▶ [TASK DESCRIPTION]: Copy each line below exactly and leave the pictures out.

• • •

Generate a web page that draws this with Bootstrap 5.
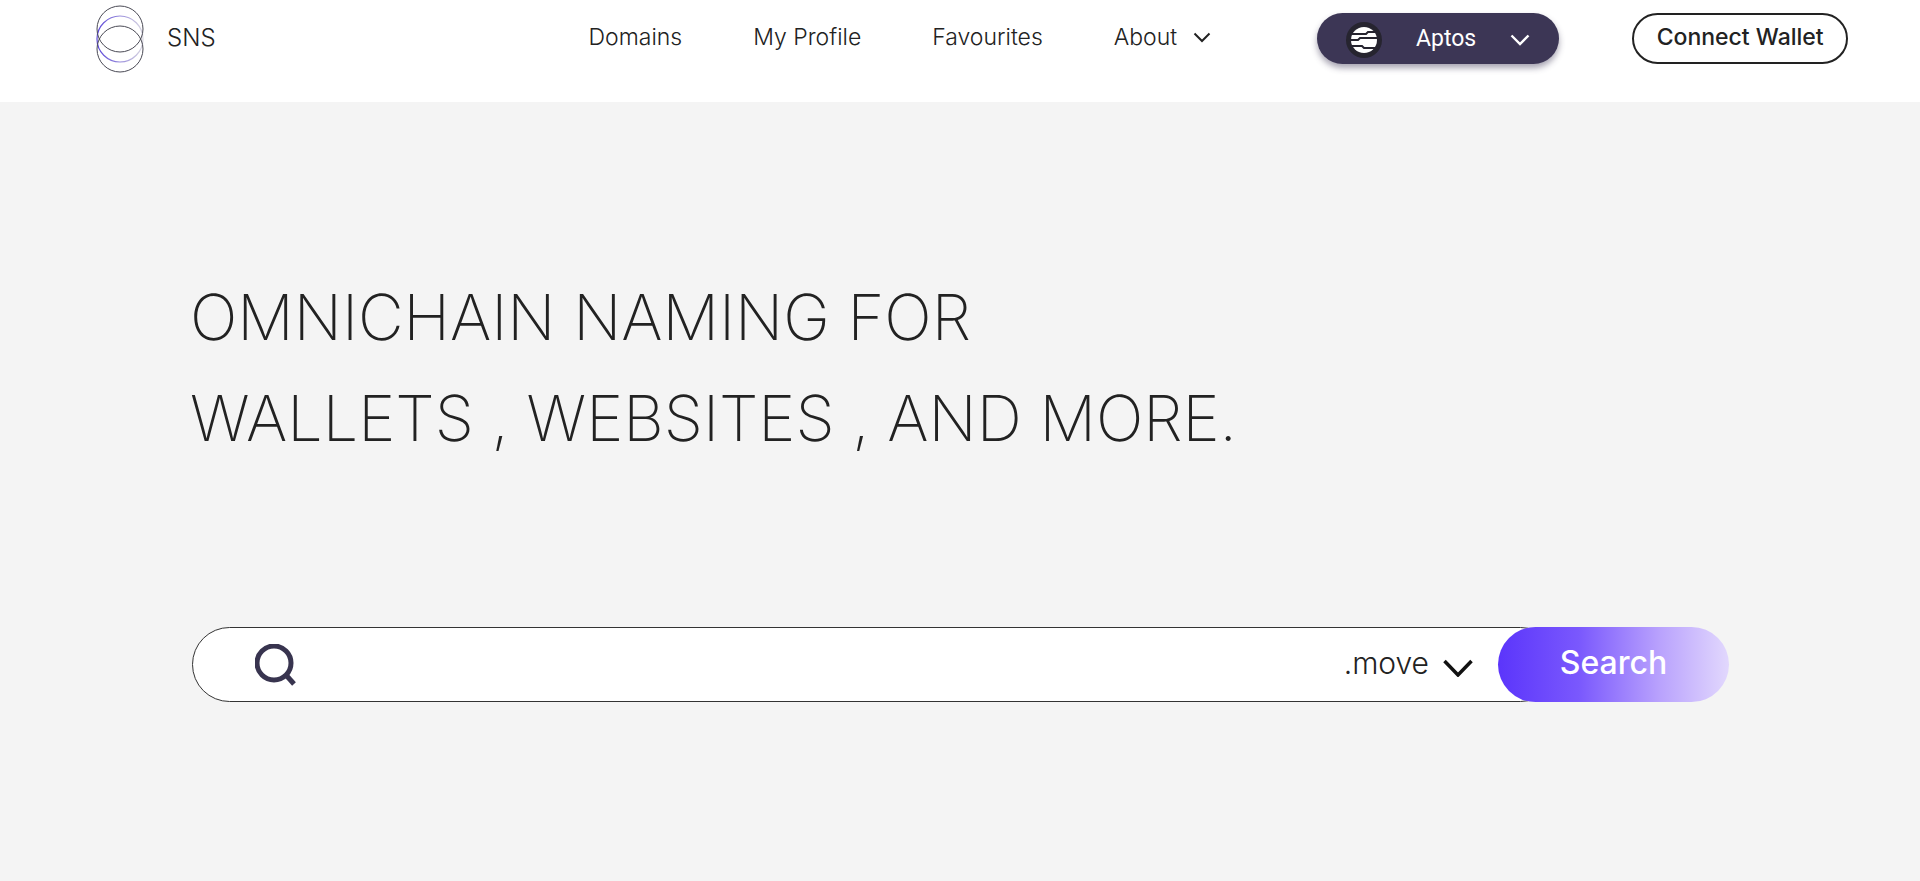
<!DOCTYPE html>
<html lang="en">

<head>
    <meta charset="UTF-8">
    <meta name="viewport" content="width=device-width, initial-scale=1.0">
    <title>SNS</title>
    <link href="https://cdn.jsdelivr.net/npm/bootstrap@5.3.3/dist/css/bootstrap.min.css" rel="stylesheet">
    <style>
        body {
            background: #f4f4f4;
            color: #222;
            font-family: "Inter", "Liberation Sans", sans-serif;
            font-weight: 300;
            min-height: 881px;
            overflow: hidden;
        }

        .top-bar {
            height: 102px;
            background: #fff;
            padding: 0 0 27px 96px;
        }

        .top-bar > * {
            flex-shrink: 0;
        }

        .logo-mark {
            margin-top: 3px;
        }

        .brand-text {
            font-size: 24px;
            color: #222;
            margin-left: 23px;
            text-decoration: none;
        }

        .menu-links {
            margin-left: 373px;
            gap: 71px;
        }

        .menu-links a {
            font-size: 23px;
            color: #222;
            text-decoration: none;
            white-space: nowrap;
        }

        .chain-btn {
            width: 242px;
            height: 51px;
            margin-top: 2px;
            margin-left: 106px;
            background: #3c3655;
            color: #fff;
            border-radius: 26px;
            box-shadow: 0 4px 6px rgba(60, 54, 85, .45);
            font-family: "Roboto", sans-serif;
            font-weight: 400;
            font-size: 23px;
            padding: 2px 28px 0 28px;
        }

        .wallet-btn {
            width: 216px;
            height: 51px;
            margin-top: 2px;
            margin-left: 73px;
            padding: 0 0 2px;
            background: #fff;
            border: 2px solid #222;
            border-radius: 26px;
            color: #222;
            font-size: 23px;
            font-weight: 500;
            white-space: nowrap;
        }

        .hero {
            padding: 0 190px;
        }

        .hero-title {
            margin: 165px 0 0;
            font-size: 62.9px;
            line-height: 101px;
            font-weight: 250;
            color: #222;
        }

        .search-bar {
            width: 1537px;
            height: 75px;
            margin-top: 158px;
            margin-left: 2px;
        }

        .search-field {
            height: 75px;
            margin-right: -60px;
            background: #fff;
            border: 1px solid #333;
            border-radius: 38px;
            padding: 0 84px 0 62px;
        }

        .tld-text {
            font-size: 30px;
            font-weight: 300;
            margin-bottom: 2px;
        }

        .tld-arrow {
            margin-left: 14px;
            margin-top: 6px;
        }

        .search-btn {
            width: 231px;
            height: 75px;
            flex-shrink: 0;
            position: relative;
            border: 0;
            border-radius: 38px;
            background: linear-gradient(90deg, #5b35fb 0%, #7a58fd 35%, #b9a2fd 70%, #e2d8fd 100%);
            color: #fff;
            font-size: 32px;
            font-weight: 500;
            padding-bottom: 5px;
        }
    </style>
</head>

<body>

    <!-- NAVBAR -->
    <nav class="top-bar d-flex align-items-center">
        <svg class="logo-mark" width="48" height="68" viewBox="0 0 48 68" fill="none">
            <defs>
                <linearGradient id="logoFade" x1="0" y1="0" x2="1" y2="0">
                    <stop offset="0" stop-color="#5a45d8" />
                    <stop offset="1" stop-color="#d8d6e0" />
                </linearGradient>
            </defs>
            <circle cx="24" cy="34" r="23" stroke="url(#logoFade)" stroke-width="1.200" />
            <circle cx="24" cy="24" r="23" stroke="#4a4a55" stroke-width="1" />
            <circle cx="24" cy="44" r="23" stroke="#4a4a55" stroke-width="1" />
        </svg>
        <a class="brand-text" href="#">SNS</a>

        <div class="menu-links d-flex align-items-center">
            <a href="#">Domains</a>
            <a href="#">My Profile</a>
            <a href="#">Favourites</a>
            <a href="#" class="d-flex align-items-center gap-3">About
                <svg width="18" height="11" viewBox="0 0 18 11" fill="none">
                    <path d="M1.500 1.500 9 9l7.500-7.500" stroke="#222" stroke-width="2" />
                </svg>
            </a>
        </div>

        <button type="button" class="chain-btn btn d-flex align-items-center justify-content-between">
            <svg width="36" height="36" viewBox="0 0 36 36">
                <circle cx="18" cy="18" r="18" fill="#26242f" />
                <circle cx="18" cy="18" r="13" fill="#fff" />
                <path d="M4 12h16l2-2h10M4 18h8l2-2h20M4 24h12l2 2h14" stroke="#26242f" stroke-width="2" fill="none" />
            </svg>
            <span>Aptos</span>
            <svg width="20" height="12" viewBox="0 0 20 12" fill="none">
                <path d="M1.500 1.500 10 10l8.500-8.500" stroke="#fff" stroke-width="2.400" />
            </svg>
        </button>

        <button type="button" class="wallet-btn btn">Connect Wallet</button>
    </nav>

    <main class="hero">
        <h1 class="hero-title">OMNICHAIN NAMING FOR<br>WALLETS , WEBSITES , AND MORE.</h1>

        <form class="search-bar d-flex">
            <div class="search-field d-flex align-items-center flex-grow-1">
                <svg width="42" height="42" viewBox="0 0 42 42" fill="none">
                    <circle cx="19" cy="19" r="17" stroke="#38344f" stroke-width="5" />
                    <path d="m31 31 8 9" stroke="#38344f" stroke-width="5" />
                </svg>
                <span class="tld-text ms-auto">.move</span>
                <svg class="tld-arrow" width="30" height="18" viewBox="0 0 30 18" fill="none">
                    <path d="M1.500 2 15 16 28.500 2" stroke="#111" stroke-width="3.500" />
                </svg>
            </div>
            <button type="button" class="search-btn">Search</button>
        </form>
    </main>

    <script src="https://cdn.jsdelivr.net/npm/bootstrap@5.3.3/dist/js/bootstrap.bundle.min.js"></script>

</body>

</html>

• • •

▶ [RESULT OF THIS EXERCISE]:
Generate a web page that draws this with Bootstrap 5.
<!DOCTYPE html>
<html lang="en">

<head>
    <meta charset="UTF-8">
    <meta name="viewport" content="width=device-width, initial-scale=1.0">
    <title>SNS</title>
    <link href="https://cdn.jsdelivr.net/npm/bootstrap@5.3.3/dist/css/bootstrap.min.css" rel="stylesheet">
    <style>
        body {
            background: #f4f4f4;
            color: #222;
            font-family: "Inter", "Liberation Sans", sans-serif;
            font-weight: 300;
            min-height: 881px;
            overflow: hidden;
        }

        .top-bar {
            height: 102px;
            background: #fff;
            padding: 0 0 27px 96px;
        }

        .top-bar > * {
            flex-shrink: 0;
        }

        .logo-mark {
            margin-top: 3px;
        }

        .brand-text {
            font-size: 24px;
            color: #222;
            margin-left: 23px;
            text-decoration: none;
        }

        .menu-links {
            margin-left: 373px;
            gap: 71px;
        }

        .menu-links a {
            font-size: 23px;
            color: #222;
            text-decoration: none;
            white-space: nowrap;
        }

        .chain-btn {
            width: 242px;
            height: 51px;
            margin-top: 2px;
            margin-left: 106px;
            background: #3c3655;
            color: #fff;
            border-radius: 26px;
            box-shadow: 0 4px 6px rgba(60, 54, 85, .45);
            font-family: "Roboto", sans-serif;
            font-weight: 400;
            font-size: 23px;
            padding: 2px 28px 0 28px;
        }

        .wallet-btn {
            width: 216px;
            height: 51px;
            margin-top: 2px;
            margin-left: 73px;
            padding: 0 0 2px;
            background: #fff;
            border: 2px solid #222;
            border-radius: 26px;
            color: #222;
            font-size: 23px;
            font-weight: 500;
            white-space: nowrap;
        }

        .hero {
            padding: 0 190px;
        }

        .hero-title {
            margin: 165px 0 0;
            font-size: 62.9px;
            line-height: 101px;
            font-weight: 250;
            color: #222;
        }

        .search-bar {
            width: 1537px;
            height: 75px;
            margin-top: 158px;
            margin-left: 2px;
        }

        .search-field {
            height: 75px;
            margin-right: -60px;
            background: #fff;
            border: 1px solid #333;
            border-radius: 38px;
            padding: 0 84px 0 62px;
        }

        .tld-text {
            font-size: 30px;
            font-weight: 300;
            margin-bottom: 2px;
        }

        .tld-arrow {
            margin-left: 14px;
            margin-top: 6px;
        }

        .search-btn {
            width: 231px;
            height: 75px;
            flex-shrink: 0;
            position: relative;
            border: 0;
            border-radius: 38px;
            background: linear-gradient(90deg, #5b35fb 0%, #7a58fd 35%, #b9a2fd 70%, #e2d8fd 100%);
            color: #fff;
            font-size: 32px;
            font-weight: 500;
            padding-bottom: 5px;
        }
    </style>
</head>

<body>

    <!-- NAVBAR -->
    <nav class="top-bar d-flex align-items-center">
        <svg class="logo-mark" width="48" height="68" viewBox="0 0 48 68" fill="none">
            <defs>
                <linearGradient id="logoFade" x1="0" y1="0" x2="1" y2="0">
                    <stop offset="0" stop-color="#5a45d8" />
                    <stop offset="1" stop-color="#d8d6e0" />
                </linearGradient>
            </defs>
            <circle cx="24" cy="34" r="23" stroke="url(#logoFade)" stroke-width="1.200" />
            <circle cx="24" cy="24" r="23" stroke="#4a4a55" stroke-width="1" />
            <circle cx="24" cy="44" r="23" stroke="#4a4a55" stroke-width="1" />
        </svg>
        <a class="brand-text" href="#">SNS</a>

        <div class="menu-links d-flex align-items-center">
            <a href="#">Domains</a>
            <a href="#">My Profile</a>
            <a href="#">Favourites</a>
            <a href="#" class="d-flex align-items-center gap-3">About
                <svg width="18" height="11" viewBox="0 0 18 11" fill="none">
                    <path d="M1.500 1.500 9 9l7.500-7.500" stroke="#222" stroke-width="2" />
                </svg>
            </a>
        </div>

        <button type="button" class="chain-btn btn d-flex align-items-center justify-content-between">
            <svg width="36" height="36" viewBox="0 0 36 36">
                <circle cx="18" cy="18" r="18" fill="#26242f" />
                <circle cx="18" cy="18" r="13" fill="#fff" />
                <path d="M4 12h16l2-2h10M4 18h8l2-2h20M4 24h12l2 2h14" stroke="#26242f" stroke-width="2" fill="none" />
            </svg>
            <span>Aptos</span>
            <svg width="20" height="12" viewBox="0 0 20 12" fill="none">
                <path d="M1.500 1.500 10 10l8.500-8.500" stroke="#fff" stroke-width="2.400" />
            </svg>
        </button>

        <button type="button" class="wallet-btn btn">Connect Wallet</button>
    </nav>

    <main class="hero">
        <h1 class="hero-title">OMNICHAIN NAMING FOR<br>WALLETS , WEBSITES , AND MORE.</h1>

        <form class="search-bar d-flex">
            <div class="search-field d-flex align-items-center flex-grow-1">
                <svg width="42" height="42" viewBox="0 0 42 42" fill="none">
                    <circle cx="19" cy="19" r="17" stroke="#38344f" stroke-width="5" />
                    <path d="m31 31 8 9" stroke="#38344f" stroke-width="5" />
                </svg>
                <span class="tld-text ms-auto">.move</span>
                <svg class="tld-arrow" width="30" height="18" viewBox="0 0 30 18" fill="none">
                    <path d="M1.500 2 15 16 28.500 2" stroke="#111" stroke-width="3.500" />
                </svg>
            </div>
            <button type="button" class="search-btn">Search</button>
        </form>
    </main>

    <script src="https://cdn.jsdelivr.net/npm/bootstrap@5.3.3/dist/js/bootstrap.bundle.min.js"></script>

</body>

</html>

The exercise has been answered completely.